Currently, in all my classes, I use design of experiments (DOE) to help us better understand the factors that are most important in insect rearing systems. I originally became aware of the applications of DOE through a criticism of my statements about using one factor at a time for diet development in my book on insect diets (Cohen 2004). The criticism came from Dr. Steve Lapointe et al. (Lapointe, S. L., T. J. Evens, and R. P. Niedz. 2008. Insect diets as mixtures: Optimization for a polyphagous weevil. Journal of Insect Physiology. 54: 1157-1167.) I was initially dismayed at the criticism of my conventional (and outdated) thinking that we could only use one variable (one factor) at a time in a good scientific experiment. Once I got over the ego-deflation of having a blatantly narrow statement in my book, I set-out to learn how multiple factor experiments could be far more telling about the nature of our diets and other rearing system components.

As a start in my new-found application of DOE, I included this more sophisticated approach in the 2nd edition of my Insect Diets: Science and Technology, but I still had a steep learning curve. After years of effort to learn how to use the JMP approaches to DOE, I have reached a point where I routinely use various DOE tools (response surface designs, full-factorial designs, mixture designs, and Taguchi designs–all of which have their own specific applications). I have included extensive tutorials on using JMP’s system of DOE-based programs in my newest book, Design, Operation, and Control of Insect Rearing Systems (2021, CRC Press).

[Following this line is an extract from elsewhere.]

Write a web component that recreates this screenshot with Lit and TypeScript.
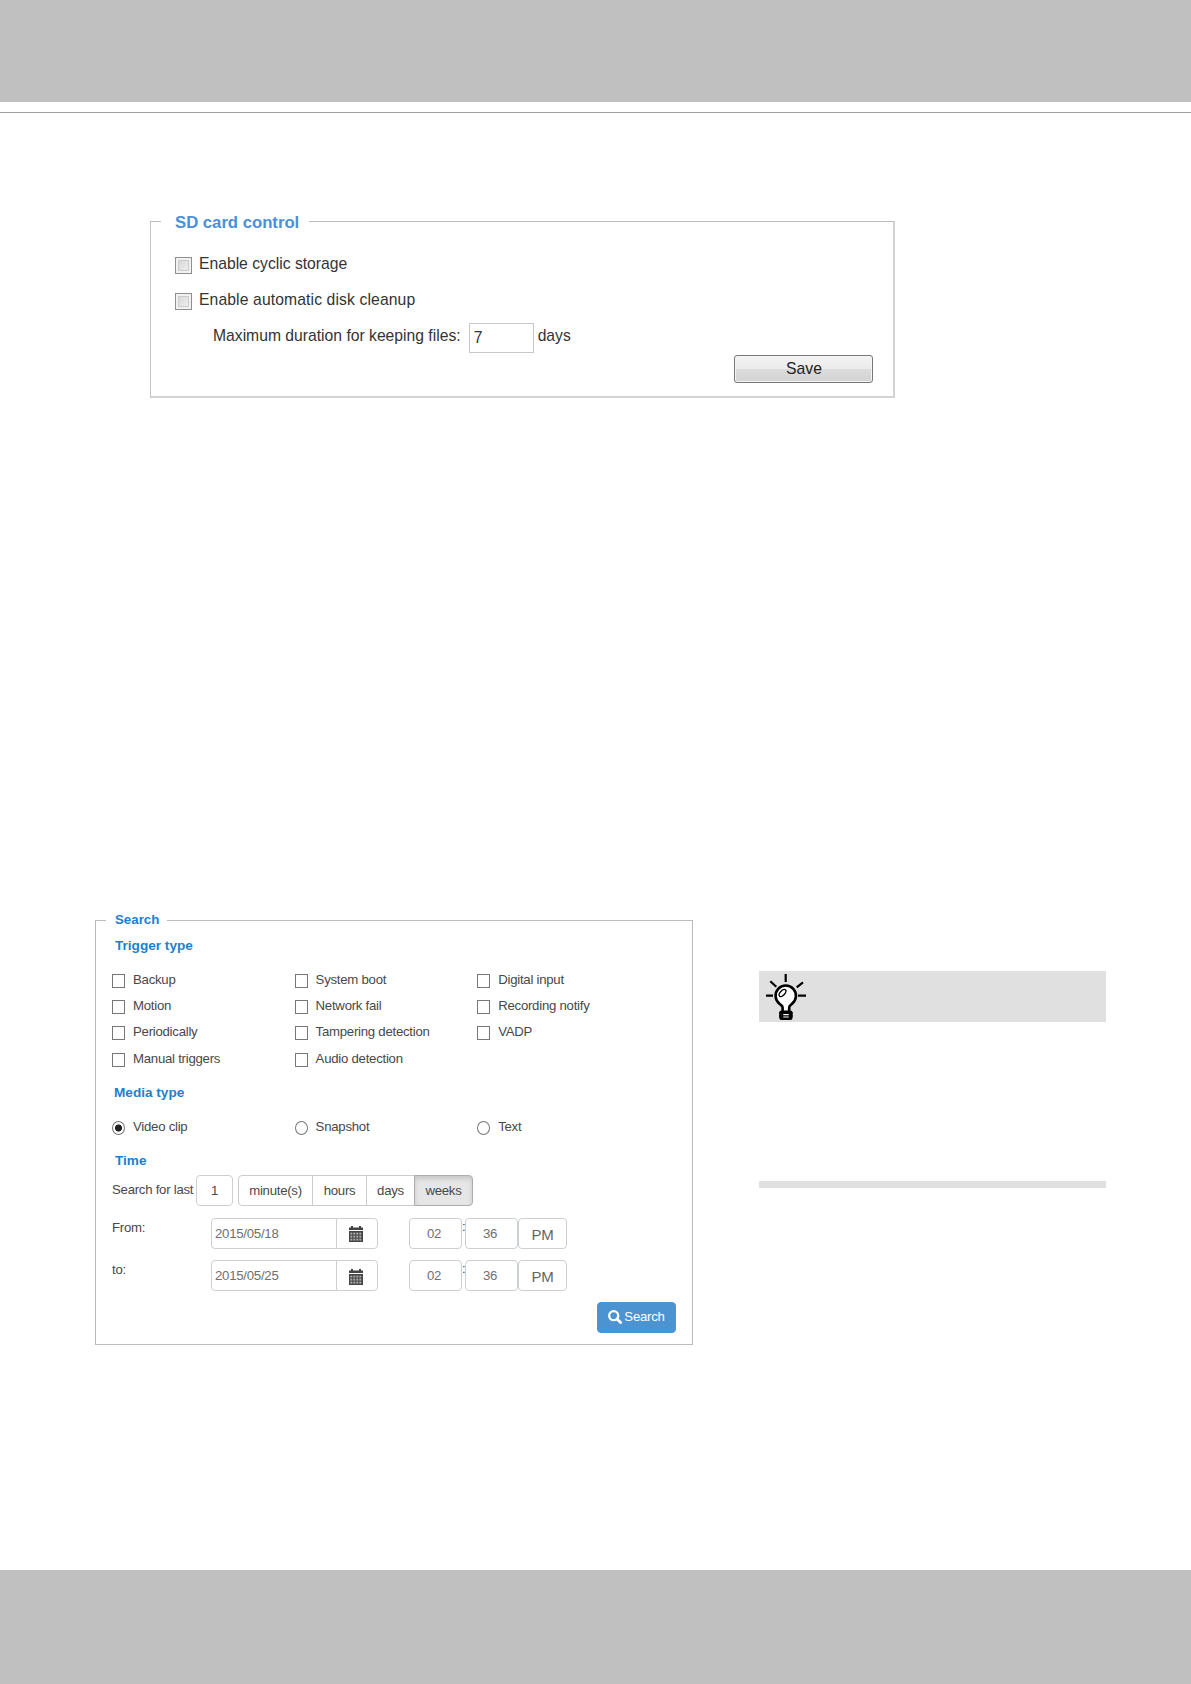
import {css, html, LitElement, svg} from 'lit';
import {customElement, state} from 'lit/decorators.js';

const triggers = [
	'Backup', 'System boot', 'Digital input',
	'Motion', 'Network fail', 'Recording notify',
	'Periodically', 'Tampering detection', 'VADP',
	'Manual triggers', 'Audio detection',
];
const mediaTypes = ['Video clip', 'Snapshot', 'Text'];
const units = ['minute(s)', 'hours', 'days', 'weeks'];

interface Moment {
	label: string,
	date: string,
	hour: string,
	minute: string,
	half: string,
}

const range: Moment[] = [
	{label: 'From:', date: '2015/05/18', hour: '02', minute: '36', half: 'PM'},
	{label: 'to:', date: '2015/05/25', hour: '02', minute: '36', half: 'PM'},
];

const calendarIcon = html`
	<svg width="14" height="16" viewBox="0 0 14 16">
		<path fill="#444" d="M0 1.5h2V0h2v1.5h6V0h2v1.5h2V4H0z"/>
		<path fill="#444" d="M0 5h14v11H0z"/>
		${[1.3, 4.3, 7.3, 10.3].map((x) => [6.6, 9.6, 12.6].map((y) => svg`
			<rect x=${x} y=${y} width="2" height="2" fill="#aaa"/>
		`))}
	</svg>
`;

const searchIcon = html`
	<svg width="14" height="14" viewBox="0 0 14 14" fill="none" stroke="#fff">
		<circle cx="5.7" cy="5.7" r="4.5" stroke-width="2.3"/>
		<path d="M9 9l3.6 3.6" stroke-width="2.8" stroke-linecap="round"/>
	</svg>
`;

const bulbIcon = html`
	<svg width="42" height="48" viewBox="0 0 42 48" fill="none" stroke="#000">
		<path stroke-width="2.2" d="M20.7 1v8M1 22.7h7M33 22.7h8M5.3 8.3l6 5.4M31.7 14.3l6.3-5"/>
		<path fill="#fff" stroke-width="2.6" d="M17.6 40v-5.500c0-1.700-1.500-2.200-3-3.600a10.200 10.200 0 1 1 12.300 0c-1.500 1.400-2.700 1.900-2.700 3.600v5.500"/>
		<ellipse cx="17.5" cy="20" rx="4.300" ry="2.300" stroke-width="1.300" transform="rotate(-48 17.5 20)"/>
		<rect x="15.500" y="38.800" width="10.800" height="7" rx="1" fill="#fff" stroke-width="2.600"/>
		<path stroke-width="1.400" d="M14 40.200h13.800M14 42.900h13.800"/>
		<path stroke-width="1.500" d="M17.500 38v8M24.500 38v8"/>
	</svg>
`;

@customElement('sd-card-control')
export class SDCardControl extends LitElement {
	protected render() {
		return html`
		<fieldset>
			<legend>SD card control</legend>
			<label class="row"><input type="checkbox">Enable cyclic storage</label>
			<label class="row cleanup"><input type="checkbox">Enable automatic disk cleanup</label>
			<div class="row duration">
				<span>Maximum duration for keeping files:</span>
				<input type="text" value="7">
				<span>days</span>
			</div>
			<button>Save</button>
		</fieldset>
		`;
	}

	static styles = css`
		:host {
			display: block;
			font: 15.7px/18px "Liberation Sans", Arial, sans-serif;
			color: #333;
		}

		fieldset {
			box-sizing: border-box;
			display: flow-root;
			width: 745px;
			height: 187px;
			margin: 0;
			padding: 15px 20px 0 24px;
			border: 1px solid #c8c8c8;
			border-width: 1px 2px 2px 1px;
			border-color: #bbb #d3d3d3 #d3d3d3 #c4c4c4;
		}

		legend {
			margin-left: -14px;
			padding: 4px 10px 0 14px;
			font-size: 16.7px;
			line-height: 16px;
			font-weight: bold;
			color: #4a90d9;
		}

		.row {
			display: flex;
			align-items: center;
			height: 36px;
		}
		.cleanup { letter-spacing: 0.12px; }
		.duration { padding-left: 38px; }

		input[type=checkbox] {
			appearance: none;
			box-sizing: border-box;
			width: 17px;
			height: 17px;
			margin: 3px 7px 0 0;
			border: 1px solid #8e8f8f;
			background: linear-gradient(135deg, #cfd0d2, #f6f6f6);
			box-shadow: inset 0 0 0 2px #f1f1f1, inset 0 0 0 3px #ccc;
		}

		input[type=text] {
			box-sizing: border-box;
			width: 65px;
			height: 30px;
			margin: 3px 4px 0 8px;
			padding: 1px 4px 0;
			border: 1px solid #c3c9cd;
			font: inherit;
			color: inherit;
			background: #fff;
		}

		button {
			display: block;
			box-sizing: border-box;
			width: 139px;
			height: 28px;
			margin: 1px 0 0 auto;
			padding: 0 0 0 1px;
			border: 1px solid #777;
			border-radius: 3px;
			background: linear-gradient(#f3f3f3, #ebebeb 50%, #dcdcdc 50%, #d3d3d3);
			box-shadow: inset 0 0 0 1px #f4f4f4;
			font: inherit;
			color: #222;
		}
	`;
}

@customElement('clip-search')
export class ClipSearch extends LitElement {
	@state()
	unit = 'weeks';

	protected render() {
		return html`
		<fieldset>
			<legend>Search</legend>
			<h3>Trigger type</h3>
			<div class="options">
				${triggers.map((name) => html`<label><input type="checkbox">${name}</label>`)}
			</div>
			<h3 class="media">Media type</h3>
			<div class="options">
				${mediaTypes.map((name, i) => html`
					<label><input type="radio" name="media" ?checked=${i === 0}>${name}</label>
				`)}
			</div>
			<h3>Time</h3>
			<div class="last">
				<span>Search for last</span>
				<input class="field count" value="1">
				<div class="units">
					${units.map((unit) => html`
						<button class=${unit === this.unit ? 'active' : ''} @click=${() => this.unit = unit}>${unit}</button>
					`)}
				</div>
			</div>
			${range.map((moment) => this.renderMoment(moment))}
			<button class="submit">${searchIcon}Search</button>
		</fieldset>
		`;
	}

	private renderMoment(moment: Moment) {
		return html`
			<div class="moment">
				<span class="name">${moment.label}</span>
				<input class="field date" .value=${moment.date}>
				<button class="picker">${calendarIcon}</button>
				<input class="field time" .value=${moment.hour}>
				<span class="colon">:</span>
				<input class="field time" .value=${moment.minute}>
				<button class="half">${moment.half}</button>
			</div>
		`;
	}

	static styles = css`
		:host {
			display: block;
			font: 13.2px/16px "Liberation Sans", Arial, sans-serif;
			letter-spacing: -0.25px;
			color: #484848;
		}

		fieldset {
			box-sizing: border-box;
			display: flow-root;
			width: 598px;
			height: 433px;
			margin: 0;
			padding: 8px 16px 0;
			border: 1px solid #bcbcbc;
		}

		legend {
			margin-left: -6px;
			padding: 1px 8px 1px 9px;
			font-size: 13.3px;
			line-height: 14px;
			font-weight: bold;
			letter-spacing: 0;
			color: #2080d0;
		}

		h3 {
			margin: 11px 0 11px 3px;
			font-size: 13.6px;
			line-height: 20px;
			letter-spacing: 0;
			color: #2080d0;
		}
		legend + h3 { margin: 0 0 11px 3px; }
		.media { margin-left: 2px; }

		.options {
			display: grid;
			grid-template-columns: repeat(3, 182.6px);
			grid-auto-rows: 26.2px;
		}

		label {
			display: flex;
			align-items: center;
		}

		button, .field {
			box-sizing: border-box;
			height: 31px;
			margin: 0;
			border: 1px solid #ccd0d2;
			border-radius: 4px;
			background: #fff;
			font: inherit;
			letter-spacing: inherit;
			color: inherit;
			text-align: center;
		}

		label input {
			appearance: none;
			box-sizing: border-box;
			width: 13px;
			height: 14px;
			margin: 2px 8px 0 0;
			border: 1px solid #777;
			background: #fff;
		}
		input[type=radio] { border-radius: 50%; }
		input[type=radio]:checked {
			background: radial-gradient(circle, #222 3.2px, #fff 3.9px);
		}

		.last {
			display: flex;
			line-height: 30px;
			margin-top: -6.5px;
		}
		.last span { width: 84px; }
		.count {
			width: 37px;
			margin-right: 5px;
			padding: 0;
		}

		.units {
			display: flex;

			button {
				width: 49px;
				margin-right: -1px;
				padding: 0 0 1px;
				border-color: #ccc;
				border-radius: 0;
			}
			button:first-child {
				width: 75px;
				border-radius: 4px 0 0 4px;
			}
			button:nth-child(2) { width: 55px; }
			button:last-child {
				width: 59px;
				border-radius: 0 4px 4px 0;
			}
			.active {
				border-color: #adadad;
				background: #e6e6e6;
				box-shadow: inset 0 3px 5px #0002;
			}
		}

		.moment {
			display: flex;
			margin-top: 11.5px;
		}
		.name {
			width: 99px;
			padding-top: 2px;
		}
		.date {
			width: 126px;
			padding: 0 3px;
			border-radius: 4px 0 0 4px;
			text-align: left;
			color: #707070;
		}
		.picker {
			display: flex;
			align-items: center;
			justify-content: center;
			width: 42px;
			margin: 0 31px 0 -1px;
			padding: 2px 2px 0 0;
			border-radius: 0 4px 4px 0;
		}
		.time {
			width: 53px;
			padding: 0 3px 0 0;
			color: #707070;
		}
		.colon {
			width: 3px;
			padding-top: 1px;
		}
		.half {
			width: 49px;
			padding: 3px 0 0;
			font-size: 15px;
			color: #666;
		}

		.submit {
			display: flex;
			align-items: center;
			justify-content: center;
			gap: 2px;
			width: 79px;
			margin: 11px 0 0 auto;
			padding: 0 0 2px;
			border: 1px solid #4b93d1;
			background: #4b93d1;
			color: #fff;
		}
	`;
}

@customElement('app-root')
export class AppRoot extends LitElement {
	protected render() {
		return html`
		<header></header>
		<hr>
		<main>
			<sd-card-control></sd-card-control>
			<div class="columns">
				<clip-search></clip-search>
				<aside>
					<div class="tip">${bulbIcon}</div>
					<div class="end"></div>
				</aside>
			</div>
		</main>
		<footer></footer>
		`;
	}

	static styles = css`
		:host {
			display: flex;
			flex-direction: column;
			height: 1684px;
			background: #fff;
		}

		header {
			height: 102px;
			background: #c0c0c0;
		}
		hr {
			width: 100%;
			height: 1px;
			margin: 10px 0 0;
			border: 0;
			background: #a0a0a0;
		}
		footer {
			height: 114px;
			background: #c0c0c0;
		}

		main {
			flex: 1;
			padding-top: 98px;
		}
		sd-card-control { margin-left: 150px; }

		.columns {
			display: flex;
			gap: 66px;
			margin: 514px 85px 0 95px;
		}
		aside {
			flex: 1;
			padding-top: 59px;
		}
		.tip {
			height: 51px;
			padding-left: 6px;
			background: #e0e0e0;

			svg {
				display: block;
				padding-top: 2px;
			}
		}
		.end {
			height: 7px;
			margin-top: 159px;
			background: #e0e0e0;
		}
	`;
}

I want to make a special point about using JMP’s DOE: I am a physiologist, NOT A STATISTICIAN. Despite my trying to learn how to apply DOE, once I learned how powerful it could be in helping me understand the science behind insect rearing system dynamics, it was still a steep learning curve for me. I realize that most of my fellow rearing professionals are NOT statisticians either, and that is why I believe the JMP system’s DOE is so helpful. It allows people like me to ease their way into the very powerful statistical programs that can be so helpful in understanding what is going on in our rearing systems. The following mini-case study helps illustrate this point:

Figure 1. A test diet experiment in JMP DOE applied to optimization of painted lady diets.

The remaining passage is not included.